Ces comités avaient réussi à libérer les villes de Zinjibar, Jaar, et d'autres directorats de la province d'Abyan, combattant aux côtés de l'armée yéménite, a-t-il fait savoir.
Des membres des tribus mènent des assauts et organisent des embuscades contre al-Qaïda à Azzan, ont déclaré à Al-Mashareq des témoins oculaires habitant la ville.
Lorsque les combats ont éclaté en février 2016, des hommes de la tribu al-Baouda ont mis le feu à un véhicule d'al-Qaïda chargé d'explosifs, a relaté Mohammed Saleh, membre de la tribu.
Dans un autre incident ce même mois, deux éléments d'al-Qaïda ont été tués et huit membres de la tribu al-Baouda ont été blessés après que ces derniers eurent tendu une embuscade à un poste de contrôle du groupe, au carrefour d'al-Houta.
Résistance populaire
Taha Hussein, habitant d'Azzan, a indiqué que des affrontements armés avaient également éclaté entre des membres de tribus et des éléments d'al-Qaïda sur le marché d'Azzan le 3 juillet 2016.
« Une violente bataille a eu lieu entre la [résistance populaire] et al-Qaïda au carrefour d'al-Houta le 5 octobre, causant la mort d'un résistant et en blessant trois, ainsi que la mort de trois éléments d'al-Qaïda », a rapporté Mohammed al-Naamani, natif de Shabwah et militant des droits de l'Homme.
« Les comités populaires, fondés en 2012, ont joué un rôle important dans la libération d'Abyan des mains d'al-Qaïda », a affirmé le politologue Adnan al-Humairi à Al-Mashareq.

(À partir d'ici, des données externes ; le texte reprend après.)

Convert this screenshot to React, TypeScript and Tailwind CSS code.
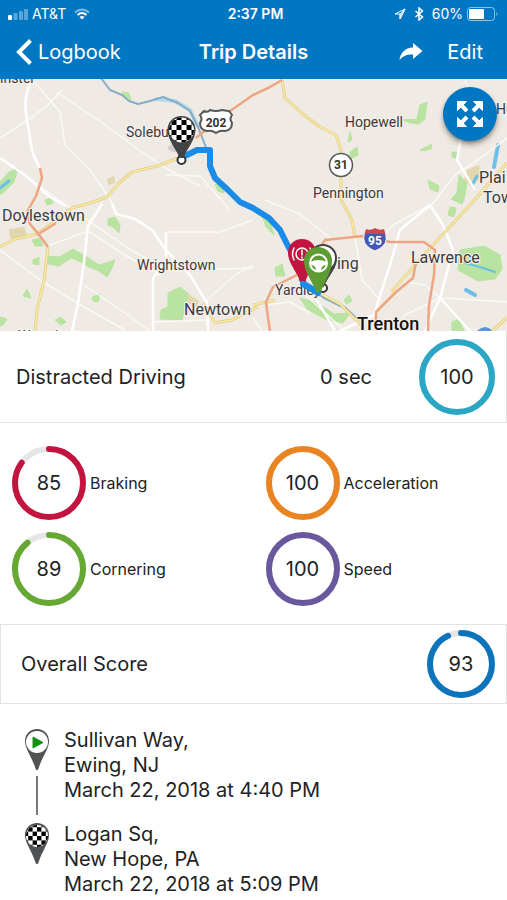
import type { ReactNode } from "react";

const CHECKS = [0, 1, 2, 3, 4, 5].flatMap((row) =>
  [0, 1, 2, 3, 4, 5].filter((col) => (row + col) % 2 === 0).map((col) => ({ row, col })),
);

function CheckeredDisc({ id, cx, cy, r }: { id: string; cx: number; cy: number; r: number }) {
  const size = (r * 2) / 5;
  return (
    <g>
      <clipPath id={id}>
        <circle cx={cx} cy={cy} r={r} />
      </clipPath>
      <circle cx={cx} cy={cy} r={r} fill="#fff" />
      <g clipPath={`url(#${id})`}>
        {CHECKS.map(({ row, col }) => (
          <rect
            key={`${row}-${col}`}
            x={cx - r + (col - 0.5) * size}
            y={cy - r + (row - 0.5) * size}
            width={size}
            height={size}
            fill="#000"
          />
        ))}
      </g>
    </g>
  );
}

function Pin({ id, kind }: { id: string; kind: "start" | "end" }) {
  return (
    <svg viewBox="0 0 26 44" className="h-11 w-[26px]" aria-hidden="true">
      <path d="M13 1C6 1 1 6.400 1 13c0 8 6.500 15 10.500 27.500.6 2 2.400 2 3 0C18.500 28 25 21 25 13 25 6.400 20 1 13 1z" fill="#505254" />
      {kind === "start" ? (
        <>
          <circle cx="13" cy="14" r="11" fill="#fff" />
          <path d="M9 9v11l10-5.500z" fill="#129412" stroke="#129412" strokeLinejoin="round" />
        </>
      ) : (
        <CheckeredDisc id={id} cx={13} cy={14} r={11} />
      )}
    </svg>
  );
}

function Ring({ value, color, size, box }: { value: number; color: string; size: number; box: string }) {
  const r = size / 2 - 3;
  const length = 2 * Math.PI * r;
  return (
    <div className={`relative flex shrink-0 items-center justify-center ${box}`}>
      <svg viewBox={`0 0 ${size} ${size}`} className="absolute inset-0 size-full -rotate-90" aria-hidden="true">
        <circle cx={size / 2} cy={size / 2} r={r} fill="none" stroke="#e6e6e8" strokeWidth="6" />
        <circle
          cx={size / 2}
          cy={size / 2}
          r={r}
          fill="none"
          stroke={color}
          strokeWidth="6"
          strokeLinecap="round"
          strokeDasharray={value === 100 ? undefined : `${(length * value) / 100} ${length}`}
        />
      </svg>
      <span className="text-xl">{value}</span>
    </div>
  );
}

function Metric({ value, color, label }: { value: number; color: string; label: string }) {
  return (
    <div className="flex items-center gap-1 pl-3">
      <Ring value={value} color={color} size={74} box="size-[74px]" />
      <span className="text-base">{label}</span>
    </div>
  );
}

const MINOR_ROADS = [
  "M35 83L60 112 65 145 90 170 105 192 115 208",
  "M57 92L98 120 135 147 165 168 200 186",
  "M0 158L45 190 80 215 128 248 165 270",
  "M0 250L40 280 84 307 125 330",
  "M62 90L48 105 25 122 0 138",
  "M48 246L88 231 125 255 160 275",
  "M84 285L125 313 150 331",
  "M253 220L220 232 166 232",
  "M253 268L160 271",
  "M207 300L235 275 253 265",
  "M153 322L210 320",
  "M165 175L200 176 230 210",
  "M265 200L300 214 330 238",
  "M380 240L393 225 430 205",
  "M465 80L472 100",
  "M507 138L478 160 455 175 430 207 418 215",
  "M395 331L405 315 440 298 507 302",
  "M440 298L425 285 405 282",
  "M300 290L345 331",
  "M266 305L290 302 310 313",
  "M355 237L362 280 380 300",
  "M253 318L262 331",
];

const MAJOR_ROADS = [
  "M30 84C23 100 25 112 29 130 31 150 33 156 40 168",
  "M0 158L25 175 50 197 66 206",
  "M102 204L88 226 84 262 78 303 72 331",
  "M112 204L116 214 135 219 152 230 166 250 190 275 207 303 208 331",
  "M153 331V278L166 262V232",
  "M462 132L457 160 475 190",
  "M430 205L400 230 393 255 374 315 340 331",
  "M430 205L443 225 453 250 440 298 425 331",
  "M440 298L470 331",
  "M300 283L320 305 335 331",
];

const YELLOW_ROADS = [
  "M181 157L157 166 132 172 119 183 107 197 90 203 72 208 54 222 37 234 15 239 0 247",
  "M48 247L44 280 37 310 35 331",
  "M282 80L285 98 303 114 320 127 336 135 341 150 341 200 352 220 355 237",
  "M507 163L470 205 433 245 391 292",
  "M203 303L215 323 232 320 258 307",
  "M253 305L275 300",
  "M318 292L340 304 362 326",
  "M507 318L492 331",
];

const ORANGE_ROADS = [
  "M40 168L42 178 36 196 27 212 30 224 40 236 48 247",
  "M37 235L56 223",
  "M196 138L220 118 253 95 270 87 282 80",
  "M297 275L273 287 266 302 268 318 270 331",
  "M320 248L325 240 363 236 390 242 424 242 435 250 434 275 429 305 428 331",
  "M416 262L413 278 396 292 376 312 376 322",
];

const PARKS = [
  "M0 182l9-10 9-4-4 14-9 9-5 4z",
  "M48 256l12 1 13-8 14 8 12 8 16-5-3 8-5 9-8-6-10-4-10-6-8-3-12 8-11-2z",
  "M108 219l7-2 5 8-1 8-6-6-5-2z",
  "M168 293l12-6 10 8-5 12-3 13-22-1 1-9 7-3z",
  "M32 240l8-2 3 8-8 0z",
  "M33 260l6-3 0 8-6-1z",
  "M23 296l4-7 4 9z",
  "M92 297l8-3-2 8-5-1z",
  "M55 320l6-3 5 5-5 3z",
  "M0 317l7 2-4 6-3 1z",
  "M403 120l14-1 3-14 7-3-2 17-6 5-8-1z",
  "M350 132l2 8-4 2z",
  "M350 152l7-5 1 8-8 4z",
  "M420 150l12-6-1 5-9 2z",
  "M428 180l11 6-1 6-8-3z",
  "M452 152l6 0 0 7-6-2z",
  "M459 175l8 8-2 12-3 9-11-5 6-6z",
  "M450 207l6 1-2 9-6-2z",
  "M460 250l24-4 16 9 2 14-7 10-17 2-20-11z",
  "M275 268l7-4 3 12-9 0z",
  "M300 298l16 4 18 12 16-1-7 10-18-4-18-10z",
  "M344 300l5-5 3 6-6 3z",
  "M262 215l8 6 4 14-8-8z",
  "M400 322l5 4-3 5-5 0z",
  "M452 322l7-3 5 12-12 0z",
  "M45 200l6-2 2 5-6 2z",
  "M122 92l7 1 2 7-8-4z",
  "M215 184l6 2 3 7-6-2z",
];

const ROUTE =
  "M187 155L197 150 210 150 210 166 215 178 228 190 240 202 253 208 269 218 280 230 288 246 296 260 304 284 318 292";

function TripMap() {
  return (
    <svg
      viewBox="0 79 507 252"
      preserveAspectRatio="xMidYMid slice"
      className="block h-[252px] w-full bg-[#f0eae4]"
      role="img"
      aria-label="Trip route from Ewing to New Hope"
      fontFamily="Roboto, 'Noto Sans', sans-serif"
    >
      <rect y="79" width="507" height="252" fill="#f0eae4" />
      <g fill="#b8e3a0" stroke="#b8e3a0" strokeLinejoin="round">
        {PARKS.map((d) => (
          <path key={d} d={d} />
        ))}
      </g>
      <g fill="#e1d6ae">
        <path d="M9 229l15-2 3 7-7 5-10-1z" />
        <path d="M107 179l7-3 1 7-7 2z" />
        <path d="M467 170l12-5 2 12-9 10-8-7z" />
        <path d="M187 293l12 8-2 6-9-4z" />
        <path d="M42 212l5-2-1 7z" />
      </g>
      <g fill="none" stroke="#86adc6" strokeLinecap="round" strokeLinejoin="round">
        <path d="M156 99L175 101 190 110 197 125" strokeWidth="4" stroke="#b3d9ea" />
        <path d="M101 78L110 90 122 95 129 101 138 104 150 101 163 97 178 103 190 111 198 127 207 150 214 178 240 203" strokeWidth="2" />
        <path d="M300 280L325 298 345 308 362 324" strokeWidth="3" />
        <path d="M498 145L494 167" strokeWidth="4" stroke="#6bbfe8" />
        <path d="M477 176L472 185" strokeWidth="3" stroke="#6bbfe8" />
        <path d="M465 263L480 267 495 272" strokeWidth="2" stroke="#6bbfe8" />
        <path d="M466 290L475 295" strokeWidth="4" stroke="#6bbfe8" />
        <path d="M0 188L9 181" strokeWidth="3" stroke="#6bbfe8" />
        <path d="M479 332q6-6 12 0" strokeWidth="4" stroke="#5b93dc" />
      </g>
      <g fill="none" stroke="#fbf9f6" strokeWidth="1.5" strokeLinejoin="round">
        {MINOR_ROADS.map((d) => (
          <path key={d} d={d} />
        ))}
      </g>
      <g fill="none" stroke="#ffffff" strokeWidth="2.500" strokeLinejoin="round">
        {MAJOR_ROADS.map((d) => (
          <path key={d} d={d} />
        ))}
      </g>
      <g fill="none" strokeLinejoin="round">
        {YELLOW_ROADS.map((d) => (
          <g key={d}>
            <path d={d} stroke="#e2cd83" strokeWidth="3" />
            <path d={d} stroke="#f9eaa8" strokeWidth="1.5" />
          </g>
        ))}
        {ORANGE_ROADS.map((d) => (
          <path key={d} d={d} stroke="#eda582" strokeWidth="2.500" />
        ))}
      </g>

      <g fill="#3b3b3d" stroke="#f6f1ec" strokeWidth="2" paintOrder="stroke" fontSize="14">
        <text x="0" y="83">inster</text>
        <text x="126" y="137">Solebury</text>
        <text x="345" y="127">Hopewell</text>
        <text x="313" y="198">Pennington</text>
        <text x="137" y="270">Wrightstown</text>
        <text x="275" y="295">Yardley</text>
        <text x="496" y="114">Hi</text>
        <g fontSize="16">
          <text x="2" y="221">Doylestown</text>
          <text x="184" y="315">Newtown</text>
          <text x="411" y="263">Lawrence</text>
          <text x="316" y="269">Ewing</text>
          <text x="479" y="183">Plai</text>
          <text x="483" y="203">Tow</text>
          <text x="18" y="341" fontSize="14">Warminster</text>
        </g>
        <text x="357" y="330" fontSize="18" fontWeight="500" fill="#111">Trenton</text>
      </g>

      <path d="M204 111q4 2 6-1 6 2 12 0 5 1 7 1l3 4q-3 4 0 8 0 7-7 8-5-1-9 2-4-3-9-2-7-1-7-8 3-4 0-8z" fill="#fff" stroke="#58595b" strokeWidth="2" />
      <text x="216" y="127" fontSize="12" fontWeight="700" textAnchor="middle" fill="#333">202</text>
      <circle cx="341" cy="165" r="11.500" fill="#fff" stroke="#58595b" strokeWidth="1.5" />
      <text x="341" y="169" fontSize="12" fontWeight="700" textAnchor="middle" fill="#333">31</text>
      <path d="M366 229q5 2 9-1 5 3 9 1 5 12-1 17-3 3-8 5-5-2-8-5-6-6-1-17z" fill="#4258b4" stroke="#fff" />
      <path d="M366 229q5 2 9-1 5 3 9 1l1.500 5h-21z" fill="#d2444c" />
      <text x="375" y="245" fontSize="12" fontWeight="700" textAnchor="middle" fill="#fff">95</text>

      <path d={ROUTE} fill="none" stroke="#1a8be6" strokeWidth="6" strokeLinecap="round" strokeLinejoin="round" />

      <ellipse cx="175" cy="148" rx="7" ry="4" fill="#000" opacity="0.120" />
      <path d="M181.500 116c-8 0-14 6-14 14 0 9 7 17 11.500 26 1 2 4 2 5 0 4.500-9 11.500-17 11.500-26 0-8-6-14-14-14z" fill="#414345" />
      <CheckeredDisc id="map-finish" cx={181.5} cy={130} r={12.5} />
      <circle cx="181.500" cy="160" r="4" fill="#fff" stroke="#333" strokeWidth="2" />
      <path d="M178 154h7l-1 4h-5z" fill="#414345" />

      <circle cx="323" cy="288" r="4" fill="#fff" stroke="#333" strokeWidth="2" />
      <path d="M323 244c-8 0-14 6-14 14 0 9 8 17 14 30 6-13 14-20 14-30 0-8-6-14-14-14z" fill="#414345" />
      <circle cx="323" cy="258" r="12" fill="#fff" />
      <path d="M302 239c-8 0-14 6-14 14 0 10 9 19 13 30 1 2 3 2 4 0 3-11 11-20 11-30 0-8-6-14-14-14z" fill="#c3143f" />
      <g fill="none" stroke="#fff" strokeWidth="1.500" strokeLinecap="round">
        <circle cx="302" cy="254" r="6" />
        <path d="M294 248q-3 6 0 12M310 248q3 6 0 12M302 250v5M302 257v1" />
      </g>
      <path d="M303 284L318 293" stroke="#1a8be6" strokeWidth="6" strokeLinecap="round" />
      <path d="M318 247c-8 0-14 6-14 14 0 10 7 18 12 30 1 2 4 2 5 0 5-12 11-20 11-30 0-8-6-14-14-14z" fill="#5c9c33" />
      <circle cx="318.500" cy="263" r="8.500" fill="none" stroke="#fff" strokeWidth="2" />
      <path d="M310 262q8.500-4 17 0l-1 3q-5 0-5 6h-5q0-6-5-6z" fill="#fff" />
    </svg>
  );
}

function StatusBar() {
  return (
    <div className="grid h-[27px] grid-cols-[1fr_auto_1fr] items-center px-2 text-sm">
      <div className="flex items-center gap-1">
        <svg viewBox="0 0 20 12" className="h-3 w-5" fill="#fff" aria-hidden="true">
          <rect x="0" y="7" width="4" height="5" rx="1" />
          <rect x="5.500" y="5" width="4" height="7" rx="1" opacity="0.350" />
          <rect x="11" y="3" width="4" height="9" rx="1" opacity="0.350" />
          <rect x="16" y="1" width="4" height="11" rx="1" opacity="0.350" />
        </svg>
        <span>AT&amp;T</span>
        <svg viewBox="0 0 16 12" className="ml-1 h-3 w-4" fill="none" stroke="#fff" strokeWidth="2" aria-hidden="true">
          <path d="M1 4.500Q8-1.500 15 4.500" opacity="0.500" />
          <path d="M3.500 7Q8 3 12.500 7" />
          <path d="M5.500 9Q8 7 10.500 9L8 11.500z" fill="#fff" stroke="none" />
        </svg>
      </div>
      <span className="pl-1 text-center font-semibold">2:37 PM</span>
      <div className="flex items-center justify-end gap-1 whitespace-nowrap">
        <svg viewBox="0 0 12 12" className="size-3" fill="none" stroke="#fff" aria-hidden="true">
          <path d="M11 1L1 6h5v5z" />
          <path d="M11 1L6 6v5z" fill="#fff" opacity="0.700" />
        </svg>
        <svg viewBox="0 0 10 14" className="ml-1 h-3.5 w-2.5" fill="none" stroke="#fff" strokeWidth="1.500" aria-hidden="true">
          <path d="M1.500 4l7 6L5 13V1l3.500 3-7 6" />
        </svg>
        <span className="ml-1">60%</span>
        <svg viewBox="0 0 32 14" className="h-3.5 w-8" aria-hidden="true">
          <rect x="0.500" y="0.500" width="27" height="13" rx="3" fill="none" stroke="#fff" opacity="0.550" />
          <rect x="2" y="2" width="15" height="10" rx="1" fill="#fff" />
          <path d="M29.500 5v4q2-2 0-4z" fill="#fff" opacity="0.600" />
        </svg>
      </div>
    </div>
  );
}

function Stop({ place, city, time, children }: { place: string; city: string; time: string; children: ReactNode }) {
  return (
    <li className="flex gap-3.5">
      <div className="flex w-[26px] shrink-0 flex-col items-center">{children}</div>
      <p>
        {place}
        <br />
        {city}
        <br />
        {time}
      </p>
    </li>
  );
}

export default function App() {
  return (
    <div className="min-h-screen bg-white font-[Inter,'Liberation_Sans',sans-serif] text-[#222224]">
      <header className="bg-[#0077c3] text-white">
        <StatusBar />
        <nav className="grid h-[52px] grid-cols-[1fr_auto_1fr] items-center pr-6 pb-0.5 pl-4 text-xl">
          <a href="#logbook" className="flex items-center gap-1.5">
            <svg viewBox="0 0 16 26" className="h-[26px] w-4" fill="none" stroke="#fff" strokeWidth="4" aria-hidden="true">
              <path d="M14.500 1.500L3 13l11.500 11.500" />
            </svg>
            Logbook
          </a>
          <h1 className="pl-2 font-semibold">Trip Details</h1>
          <div className="flex items-center justify-end gap-6">
            <button type="button" aria-label="Share">
              <svg viewBox="0 0 24 18" className="h-[18px] w-6" fill="#fff" aria-hidden="true">
                <path d="M14 0l9.500 8L14 16v-4.500C8 11 3.500 13 .5 17 1.500 9.500 6 5 14 4.500z" />
              </svg>
            </button>
            <button type="button">Edit</button>
          </div>
        </nav>
      </header>

      <main>
        <div className="relative">
          <TripMap />
          <button
            type="button"
            aria-label="Expand map"
            className="absolute top-2 right-2.5 flex size-[54px] items-center justify-center rounded-full bg-[#0077c3] shadow-md shadow-black/40"
          >
            <svg viewBox="0 0 28 28" className="size-7" fill="#fff" stroke="#fff" aria-hidden="true">
              {[0, 90, 180, 270].map((angle) => (
                <g key={angle} transform={`rotate(${angle} 14 14)`}>
                  <path d="M1.500 1.500h9l-9 9z" />
                  <path d="M4 4l7 7" strokeWidth="4" />
                </g>
              ))}
            </svg>
          </button>
        </div>

        <section className="flex h-[92px] items-center border-r border-b border-[#e2e2e4] pr-[11px] pl-4 text-xl">
          <h2 className="flex-1">Distracted Driving</h2>
          <span className="mr-[47px]">0 sec</span>
          <Ring value={100} color="#2ba6c4" size={76} box="size-[76px]" />
        </section>

        <section className="grid grid-cols-2 gap-y-3 pt-[23px] pb-[18px]">
          <Metric value={85} color="#c3143f" label="Braking" />
          <Metric value={100} color="#e98420" label="Acceleration" />
          <Metric value={89} color="#66a832" label="Cornering" />
          <Metric value={100} color="#6a589f" label="Speed" />
        </section>

        <section className="flex h-20 items-center justify-between border border-[#e2e2e4] pr-[11px] pl-5 text-xl">
          <h2>Overall Score</h2>
          <Ring value={93} color="#0b74bb" size={68} box="size-[68px]" />
        </section>

        <ol className="flex flex-col gap-[19px] px-6 pt-6 text-xl leading-[25px]">
          <Stop place="Sullivan Way," city="Ewing, NJ" time="March 22, 2018 at 4:40 PM">
            <Pin id="stop-start" kind="start" />
            <div className="mt-1 -mb-3 w-0.5 flex-1 bg-[#77787a]" />
          </Stop>
          <Stop place="Logan Sq," city="New Hope, PA" time="March 22, 2018 at 5:09 PM">
            <Pin id="stop-end" kind="end" />
          </Stop>
        </ol>
      </main>
    </div>
  );
}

Les résidents des zones précédemment contrôlées par al-Qaïda se souviennent des méfaits du groupe à leur encontre et « prennent les armes contre les éléments du groupe pour les empêcher de reprendre le contrôle de leurs régions », a-t-il expliqué.
Les habitants de Shabwah sont désireux de retrouver la sécurité dans leur province et ont favorablement accueilli la présence des forces d'élite chargées de gérer la sécurité, a déclaré le gouverneur al-Qamishi.
L'accueil dont ont bénéficié les forces d'élite révèle « l'étendue de leur désir de sécurité et leur rejet de l'anarchie et du chaos que les groupes terroristes comme al-Qaïda exploitent », a-t-il ajouté.